Thinking, however, that he understood it rightly, he took the business in hand.

The Athenians, on perceiving it, ran in a body from the fields to resist them, and sitting down before the place besieged them. But as time went on, being tired out by the blockade, most of them went away, having commissioned the nine Archons to keep guard, and to arrange every thing with full powers, as they should consider best:

for at that time the nine Archons transacted most of the state affairs.

Now those who were besieged with Cylon were in a wretched condition for want of food and water.
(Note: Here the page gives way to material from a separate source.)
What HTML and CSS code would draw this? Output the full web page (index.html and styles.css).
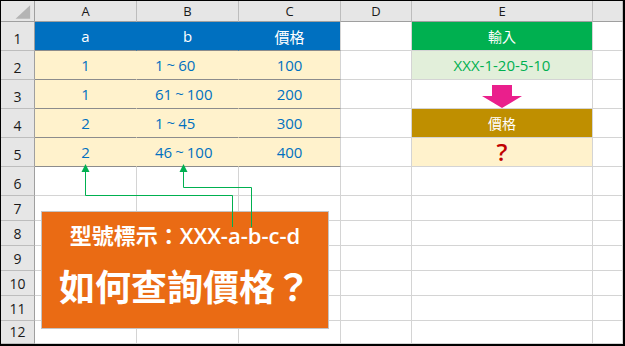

Cylon therefore and his brother made their escape, but when the rest were pressed hard, and some were even dying of famine, they seated themselves as suppliants on the altar of the Acropolis.

And those of the Athenians who had been commissioned to keep guard, when they saw them dying in the temple, raised them up on condition of doing them no harm, and led them away and killed them; while some who were seated before the Awful Goddesses [*]( A title of the Furies peculiarly given to them at Athens, according to Pausanias as that of εὐμένιδες was at Sicyon—each 'per euphemismum.') they despatched on the altars at the side entrance. And from this both they and their descendants after them were called accursed of, and offenders against, the goddess.

The Athenians therefore expelled these accursed ones, and Cleomenes the Lacedaemonian also expelled them subsequently, in conjunction with some Athenian partisans, both driving out the living, and taking up and casting out the bones of the dead. They returned, however, afterwards, and their descendants are still in the city.